Take him to church: Sanders, who has visited the Palmetto State three times since announcing his candidacy in April, is beginning to chart more savvy itineraries, according to state director Chris Covert. He held a small Sept. 12 rally at Benedict College, the historic black institution, and the campaign, Covert said, is poised to launch a new "faith-based initiative" in the coming weeks.
"It hasn't just been about the large crowds," Covert told Mic on Monday. "It's been about the smaller meetings we've been having, building relationships with leaders and people in the community."
This quieter approach represents a significant departure for a campaign that built out a national reputation, and broadened its surprisingly large fundraising base with a series of summer mega-rallies, drawing tens of thousands of supporters to packed arenas from Los Angeles to Madison, Wisconsin.

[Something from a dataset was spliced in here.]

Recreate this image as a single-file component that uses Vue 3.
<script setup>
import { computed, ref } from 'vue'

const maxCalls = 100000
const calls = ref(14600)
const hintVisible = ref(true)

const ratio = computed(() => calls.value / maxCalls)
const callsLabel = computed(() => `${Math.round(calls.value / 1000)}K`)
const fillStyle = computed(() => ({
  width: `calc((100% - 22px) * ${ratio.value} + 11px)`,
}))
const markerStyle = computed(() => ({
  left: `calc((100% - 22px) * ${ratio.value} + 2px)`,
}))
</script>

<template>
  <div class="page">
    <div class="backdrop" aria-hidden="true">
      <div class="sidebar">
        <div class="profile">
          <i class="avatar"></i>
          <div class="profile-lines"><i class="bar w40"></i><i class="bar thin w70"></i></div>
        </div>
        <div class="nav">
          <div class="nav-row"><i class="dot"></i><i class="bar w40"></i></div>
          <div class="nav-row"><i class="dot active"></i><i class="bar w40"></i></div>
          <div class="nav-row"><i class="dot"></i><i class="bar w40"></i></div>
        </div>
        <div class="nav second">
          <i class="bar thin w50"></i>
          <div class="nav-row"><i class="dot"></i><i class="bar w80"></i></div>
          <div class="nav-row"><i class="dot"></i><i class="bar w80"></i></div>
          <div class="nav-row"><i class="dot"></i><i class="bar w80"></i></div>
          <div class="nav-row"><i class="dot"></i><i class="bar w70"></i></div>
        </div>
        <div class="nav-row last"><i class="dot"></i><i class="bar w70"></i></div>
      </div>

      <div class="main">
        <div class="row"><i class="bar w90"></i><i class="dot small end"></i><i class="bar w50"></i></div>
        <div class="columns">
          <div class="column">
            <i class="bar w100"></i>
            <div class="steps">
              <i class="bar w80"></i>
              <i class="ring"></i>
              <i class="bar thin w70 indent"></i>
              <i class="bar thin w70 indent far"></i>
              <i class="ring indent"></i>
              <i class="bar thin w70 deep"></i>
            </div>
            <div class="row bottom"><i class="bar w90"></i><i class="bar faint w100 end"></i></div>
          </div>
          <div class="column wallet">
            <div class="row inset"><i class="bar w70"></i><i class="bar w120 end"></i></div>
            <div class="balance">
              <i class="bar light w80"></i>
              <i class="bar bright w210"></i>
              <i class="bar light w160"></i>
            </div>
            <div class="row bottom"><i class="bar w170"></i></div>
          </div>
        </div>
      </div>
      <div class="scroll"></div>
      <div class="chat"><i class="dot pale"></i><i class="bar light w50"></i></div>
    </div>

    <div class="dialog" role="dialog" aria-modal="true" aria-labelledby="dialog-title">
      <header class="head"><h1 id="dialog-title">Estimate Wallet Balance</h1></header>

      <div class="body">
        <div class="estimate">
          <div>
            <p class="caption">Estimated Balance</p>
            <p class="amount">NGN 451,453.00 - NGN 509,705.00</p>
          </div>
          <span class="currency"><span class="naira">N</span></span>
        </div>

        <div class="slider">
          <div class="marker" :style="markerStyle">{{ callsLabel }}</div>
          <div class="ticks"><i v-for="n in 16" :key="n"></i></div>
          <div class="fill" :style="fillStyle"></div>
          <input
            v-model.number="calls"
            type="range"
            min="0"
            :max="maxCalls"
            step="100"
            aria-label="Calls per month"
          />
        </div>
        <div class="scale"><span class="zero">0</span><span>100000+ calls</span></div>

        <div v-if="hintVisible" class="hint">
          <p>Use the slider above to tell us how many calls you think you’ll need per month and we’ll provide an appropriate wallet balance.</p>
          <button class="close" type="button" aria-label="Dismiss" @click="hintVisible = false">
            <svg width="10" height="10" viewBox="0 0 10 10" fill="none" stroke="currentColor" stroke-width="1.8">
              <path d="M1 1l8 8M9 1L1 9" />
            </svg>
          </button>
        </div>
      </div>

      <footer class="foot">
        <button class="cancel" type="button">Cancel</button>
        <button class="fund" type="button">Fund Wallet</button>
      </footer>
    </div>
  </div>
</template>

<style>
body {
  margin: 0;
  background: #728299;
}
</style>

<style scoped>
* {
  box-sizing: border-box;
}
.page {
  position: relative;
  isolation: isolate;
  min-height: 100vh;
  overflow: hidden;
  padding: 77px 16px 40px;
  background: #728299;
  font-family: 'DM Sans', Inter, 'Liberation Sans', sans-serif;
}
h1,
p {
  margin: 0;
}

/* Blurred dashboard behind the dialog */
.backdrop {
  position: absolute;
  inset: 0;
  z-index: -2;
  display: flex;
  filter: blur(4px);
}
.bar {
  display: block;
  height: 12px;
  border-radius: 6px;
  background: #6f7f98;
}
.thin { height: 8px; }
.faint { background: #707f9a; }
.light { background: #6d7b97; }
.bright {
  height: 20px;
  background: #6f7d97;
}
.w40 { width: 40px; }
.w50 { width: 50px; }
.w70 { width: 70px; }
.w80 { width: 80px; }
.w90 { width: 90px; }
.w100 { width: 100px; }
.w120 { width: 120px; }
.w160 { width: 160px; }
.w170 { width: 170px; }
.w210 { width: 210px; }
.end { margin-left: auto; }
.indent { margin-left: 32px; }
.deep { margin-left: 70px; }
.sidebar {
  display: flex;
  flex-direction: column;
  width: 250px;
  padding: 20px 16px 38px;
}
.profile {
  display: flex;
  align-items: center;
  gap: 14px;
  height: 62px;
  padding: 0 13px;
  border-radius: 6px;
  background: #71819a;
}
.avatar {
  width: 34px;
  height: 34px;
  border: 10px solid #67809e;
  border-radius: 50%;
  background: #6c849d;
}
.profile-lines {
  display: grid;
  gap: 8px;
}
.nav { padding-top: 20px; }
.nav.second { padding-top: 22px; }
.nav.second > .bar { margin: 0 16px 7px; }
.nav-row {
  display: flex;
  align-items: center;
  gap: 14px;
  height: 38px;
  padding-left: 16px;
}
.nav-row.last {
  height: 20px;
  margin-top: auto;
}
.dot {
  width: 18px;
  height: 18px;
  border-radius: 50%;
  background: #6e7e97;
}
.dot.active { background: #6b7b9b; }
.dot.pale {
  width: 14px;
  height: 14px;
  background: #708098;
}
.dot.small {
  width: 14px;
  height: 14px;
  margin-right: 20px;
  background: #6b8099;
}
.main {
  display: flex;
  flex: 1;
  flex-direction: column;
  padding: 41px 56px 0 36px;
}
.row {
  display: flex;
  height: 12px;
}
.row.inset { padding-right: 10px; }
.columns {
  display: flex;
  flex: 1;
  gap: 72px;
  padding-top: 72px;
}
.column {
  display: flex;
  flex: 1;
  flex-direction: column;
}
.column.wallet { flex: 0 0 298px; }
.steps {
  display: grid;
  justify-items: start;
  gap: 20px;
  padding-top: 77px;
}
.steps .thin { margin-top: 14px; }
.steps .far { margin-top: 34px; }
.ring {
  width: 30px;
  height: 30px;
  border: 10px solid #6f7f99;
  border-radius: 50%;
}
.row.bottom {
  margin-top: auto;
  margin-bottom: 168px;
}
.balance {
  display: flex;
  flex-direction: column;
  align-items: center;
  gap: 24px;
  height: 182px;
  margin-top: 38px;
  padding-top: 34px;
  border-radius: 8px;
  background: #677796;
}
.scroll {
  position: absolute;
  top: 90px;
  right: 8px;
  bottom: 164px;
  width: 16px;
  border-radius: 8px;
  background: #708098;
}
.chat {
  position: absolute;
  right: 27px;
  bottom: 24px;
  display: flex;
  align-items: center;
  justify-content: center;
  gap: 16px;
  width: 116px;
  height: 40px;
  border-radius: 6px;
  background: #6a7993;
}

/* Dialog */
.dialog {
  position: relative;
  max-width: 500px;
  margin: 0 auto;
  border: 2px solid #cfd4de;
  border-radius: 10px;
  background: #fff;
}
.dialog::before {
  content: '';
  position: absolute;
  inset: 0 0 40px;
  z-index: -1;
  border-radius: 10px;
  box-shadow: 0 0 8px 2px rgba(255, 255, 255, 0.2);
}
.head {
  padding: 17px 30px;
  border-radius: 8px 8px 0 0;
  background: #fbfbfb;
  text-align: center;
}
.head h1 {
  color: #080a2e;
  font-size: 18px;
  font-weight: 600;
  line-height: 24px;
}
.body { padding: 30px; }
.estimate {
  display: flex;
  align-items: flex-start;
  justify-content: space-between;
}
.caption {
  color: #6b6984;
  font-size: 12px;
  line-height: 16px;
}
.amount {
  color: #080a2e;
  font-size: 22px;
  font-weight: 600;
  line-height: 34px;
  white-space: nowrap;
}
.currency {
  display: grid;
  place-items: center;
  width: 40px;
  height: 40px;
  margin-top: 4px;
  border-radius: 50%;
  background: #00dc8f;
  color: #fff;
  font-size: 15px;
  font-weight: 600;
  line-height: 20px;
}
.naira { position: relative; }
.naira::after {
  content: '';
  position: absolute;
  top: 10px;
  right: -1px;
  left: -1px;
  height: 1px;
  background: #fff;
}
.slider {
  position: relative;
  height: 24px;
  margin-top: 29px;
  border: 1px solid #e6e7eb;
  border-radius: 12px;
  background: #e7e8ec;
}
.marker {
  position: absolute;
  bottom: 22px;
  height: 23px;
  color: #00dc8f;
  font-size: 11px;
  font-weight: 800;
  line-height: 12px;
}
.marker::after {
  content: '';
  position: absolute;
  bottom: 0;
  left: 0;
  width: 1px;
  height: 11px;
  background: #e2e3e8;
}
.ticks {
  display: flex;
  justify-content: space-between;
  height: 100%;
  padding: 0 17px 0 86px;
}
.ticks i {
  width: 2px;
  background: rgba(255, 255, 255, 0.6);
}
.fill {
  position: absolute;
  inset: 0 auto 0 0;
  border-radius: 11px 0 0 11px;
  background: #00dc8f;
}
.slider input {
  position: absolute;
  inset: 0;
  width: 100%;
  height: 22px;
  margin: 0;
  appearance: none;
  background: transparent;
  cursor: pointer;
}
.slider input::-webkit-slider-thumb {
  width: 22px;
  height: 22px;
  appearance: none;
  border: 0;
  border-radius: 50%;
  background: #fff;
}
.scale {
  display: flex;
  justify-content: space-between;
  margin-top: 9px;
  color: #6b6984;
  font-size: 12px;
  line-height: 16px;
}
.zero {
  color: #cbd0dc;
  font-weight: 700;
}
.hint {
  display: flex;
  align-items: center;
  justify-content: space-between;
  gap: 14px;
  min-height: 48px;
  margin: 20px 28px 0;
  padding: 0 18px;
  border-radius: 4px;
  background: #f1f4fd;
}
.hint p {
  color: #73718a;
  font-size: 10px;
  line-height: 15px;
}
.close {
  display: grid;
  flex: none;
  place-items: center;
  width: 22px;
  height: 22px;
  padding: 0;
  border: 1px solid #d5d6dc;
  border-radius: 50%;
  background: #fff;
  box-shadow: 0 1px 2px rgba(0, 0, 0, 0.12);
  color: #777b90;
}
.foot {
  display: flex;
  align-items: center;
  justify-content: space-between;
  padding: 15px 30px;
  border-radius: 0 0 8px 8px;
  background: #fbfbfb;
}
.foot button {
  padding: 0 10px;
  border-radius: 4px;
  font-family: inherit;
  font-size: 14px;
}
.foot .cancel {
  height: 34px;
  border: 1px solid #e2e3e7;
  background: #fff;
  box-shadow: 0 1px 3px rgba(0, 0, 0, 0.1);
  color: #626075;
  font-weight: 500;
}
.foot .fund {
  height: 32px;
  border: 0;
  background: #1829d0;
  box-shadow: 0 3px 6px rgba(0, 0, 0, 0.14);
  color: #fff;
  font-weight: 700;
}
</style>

In South Carolina, though, Sanders won't be preaching to the choir.
Instead, officials in South Carolina say, he'll need to sit, listen and hope they'll chat with him after services.
"This about recognizing [the church] is a core organization within any African-American community when communication at large is desired," State Rep. Joe Neal (D) told Mic. Neal is an influential character in Columbia who made national headlines during the fight to remove the Confederate battle flag from the statehouse grounds earlier this summer.

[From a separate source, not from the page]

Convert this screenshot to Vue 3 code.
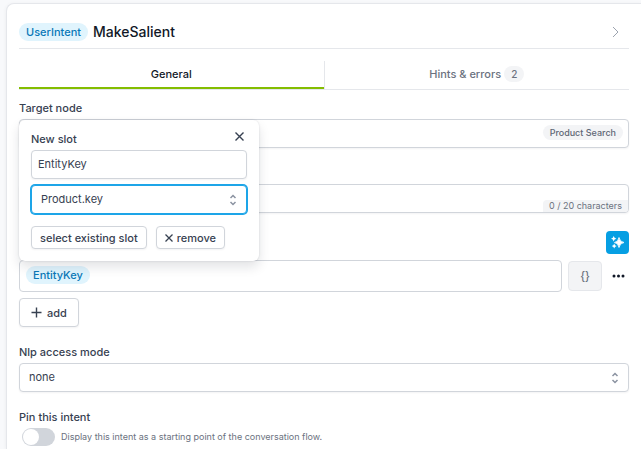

Sanders and Neal have met on a number of occasions and enjoy a "great relationship," Covert said, but Neal will wait to make an endorsement.
"If [Sanders] is going to engage that community, then he has to start where the communication lines run," said the lawmaker from Richland. "They run through the churches, that means that the ministers play a tremendous role in communicating about all things. Right now, a lot of them don't know who he is, so he needs to find a way around that and introduce himself."

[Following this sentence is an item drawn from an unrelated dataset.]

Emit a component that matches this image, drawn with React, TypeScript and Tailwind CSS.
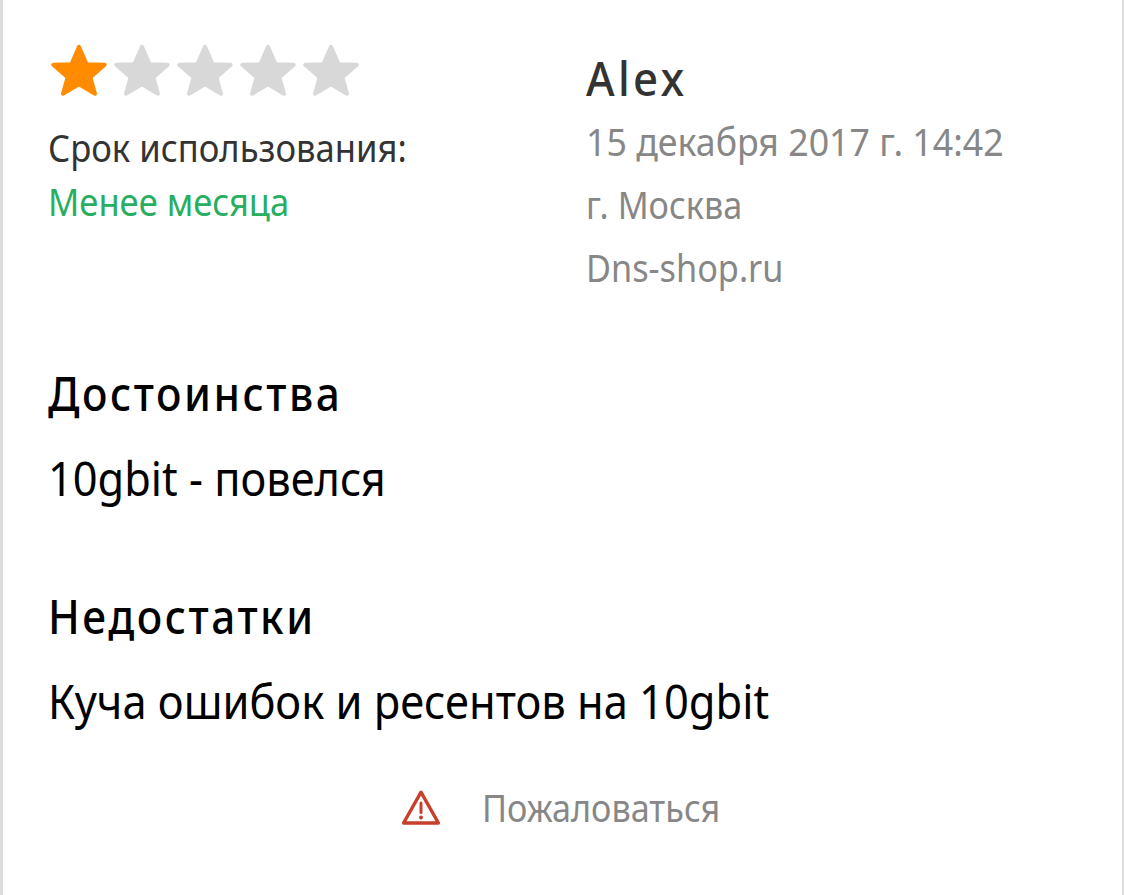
import React from "react";

const Star = ({ active }: { active?: boolean }) => (
  <svg
    viewBox="0 0 56 53"
    className={`w-14 h-[53px] ${active ? "text-[#ff8c00]" : "text-[#d8d8d8]"}`}
    fill="currentColor"
    stroke="currentColor"
    strokeWidth="4"
    strokeLinejoin="round"
  >
    <path d="M28 2.8 35.6 20.3 53.7 20.7 39.4 33.3 44 49.7 28 40.3 12 49.7 16.6 33.3 2.3 20.7 20.4 20.3Z" />
  </svg>
);

const Warning = () => (
  <svg viewBox="0 0 40 36" className="w-10 h-9" fill="none" stroke="#c6402d">
    <path d="M20 3.2 37.4 34H2.6Z" strokeWidth="3.4" strokeLinejoin="round" />
    <path d="M20 14v9.5" strokeWidth="3" strokeLinecap="round" />
    <circle cx="20" cy="28.5" r="2" fill="#c6402d" stroke="none" />
  </svg>
);

const App = () => {
  return (
    <div className="w-[1124px] h-[895px] overflow-hidden bg-white border-l-[3px] border-r-2 border-[#dcdcdc] pl-[45px] font-['Noto_Sans',sans-serif] text-[39px] whitespace-nowrap">
      <div className="flex h-[361px]">
        <div className="w-[538px] pt-11">
          <div className="flex gap-[7px] pl-[3px]">
            <Star active />
            <Star />
            <Star />
            <Star />
            <Star />
          </div>
          <div className="mt-[23px] leading-[54px]">
            <p className="origin-left scale-x-[0.888] text-[#333333]">
              Срок использования:
            </p>
            <p className="origin-left scale-x-[0.886] text-[#27ae60]">
              Менее месяца
            </p>
          </div>
        </div>
        <div className="pt-[47px] leading-[63px] text-[#878787]">
          <p className="origin-left scale-x-[0.93] tracking-[0.076em] text-[47px] leading-[63px] font-medium text-[#333333]">
            Alex
          </p>
          <p className="-mt-px origin-left scale-x-[0.916]">
            15 декабря 2017 г. 14:42
          </p>
          <p className="origin-left scale-x-[0.876]">г. Москва</p>
          <p className="origin-left scale-x-[0.878]">Dns-shop.ru</p>
        </div>
      </div>
      <div className="text-[47px] leading-[64px] text-black">
        <h2 className="origin-left scale-x-90 tracking-[0.06em] font-medium">
          Достоинства
        </h2>
        <p className="mt-[21px] origin-left scale-x-[0.922]">
          10gbit - повелся
        </p>
        <h2 className="mt-[74px] origin-left scale-x-90 tracking-[0.06em] font-medium">
          Недостатки
        </h2>
        <p className="mt-[21px] origin-left scale-x-[0.924]">
          Куча ошибок и ресентов на 10gbit
        </p>
      </div>
      <div className="mt-[47px] pl-[353px] flex items-center gap-[41px] leading-[54px] text-[#878787]">
        <Warning />
        <span className="origin-left scale-x-[0.877]">Пожаловаться</span>
      </div>
    </div>
  );
};

export default App;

Robert Greene II, a political scholar and doctoral candidate at the University of South Carolina, also believes Sanders' most viable route would take him through the pews of the politically powerful religious community.
"The black church, to this day, still serves as an important political public space for African-Americans," Greene told Mic. "At the least, Sanders has to find a way to insert himself in that space and make himself look like a viable candidate, because if you look at most of the issues he's most passionate about, namely economic inequality, these are issues that are brought up all the time in the church.
"So I think he can do this, but it's going to take some time for him to make some inroads into the African-American church. Once he does that," Greene said, "I think you're going to see the polling shift later this fall and winter."
Whether Sanders can appeal to churchgoers in South Carolina is an open question, but he has already displayed a facility with religious language. In his address last week to students and faculty at Liberty University, the Evangelical school founded by Rev. Jerry Falwell, he weaved Bible verse into a version of his usual pitch with impressive fluency. The black church will ask different questions from the Liberty crowd, but speaking the same language is an important first step.
Democratic doubt: Joe Trippi, the Democratic Party gadfly and campaign chief who spearheaded former Vermont Gov. Howard Dean's brief but consequential 2004 primary bid, is less optimistic.
Dean's early adoption of tech-driven voter outreach and fundraising would take him from insurgent outsider to Democratic National Committee chairman by 2005. But in the summer of 2003, Dean, with Trippi as his campaign manager, looked a lot more like Sanders, firing up the party's liberal base and storming to surprise leads in the early state polls. (Dean is backing Clinton in 2016 and will attend a rally for her in South Carolina later this week.)
"In 2016, what we know right now is we're gonna get through Iowa and New Hampshire, and they're gonna winnow the field down to Clinton and Sanders," Trippi told Mic. "Then we're gonna go to the other 48 places, of which Vermont, Minnesota and Idaho look really good for Bernie."
Trippi is a believer in the Clinton "firewall" — a collection of Southern states in which the campaign has built advanced field operations designed not only to win, but to snuff out any momentum a challenger, like Sanders, might build in the early voting.
"I think he's saying a lot of the right thing, but it's clearly not igniting a fire [down South]," Trippi said. "When he goes to meet the Congressional Black Caucus, does anybody come out and support him? It's not that he's not doing the right things, it's just that so far you can't point to any kind of win."
Indeed, Clinton begins with an overwhelming advantage on the ground, among the political class and with voters who have given her an early 23-point lead (which jumps to 48 points with black voters), according to a recent CBS News/YouGov poll. The campaign said in an email it has already held more than 500 "grassroots events" across the state, making their case to voters since the beginning in April "at their homes, communities, work and places of worship."
One campaign official noted Clinton's relative strength in South Carolina, compared to other Southern states, even when falling to Obama in 2008. She lost the black vote there by 59 points, which isn't terribly impressive until one considers that in Kentucky, Mississippi and Georgia the average deficit was more than 81.
A late push: The Sanders campaign, meanwhile, is asking for patience.
Unlike the Clinton operation, which brags about having been on the ground in South Carolina for months, the Sanders team is going on faith, confident it can making converts out of voters who have yet to be exposed to the candidate or his core economic message.
"I think that a lot of people assume, 'Well, Hillary has great relationship down here,' and I understand that, I fully understand that the Clintons have been coming down here and campaigning for many, many years," Covert said.
"But the senator has an outstanding record of standing up for working class families, and the more that we can communicate with people, build relationships with people — people are going to know a lot about Bernie Sanders by the time this thing is over."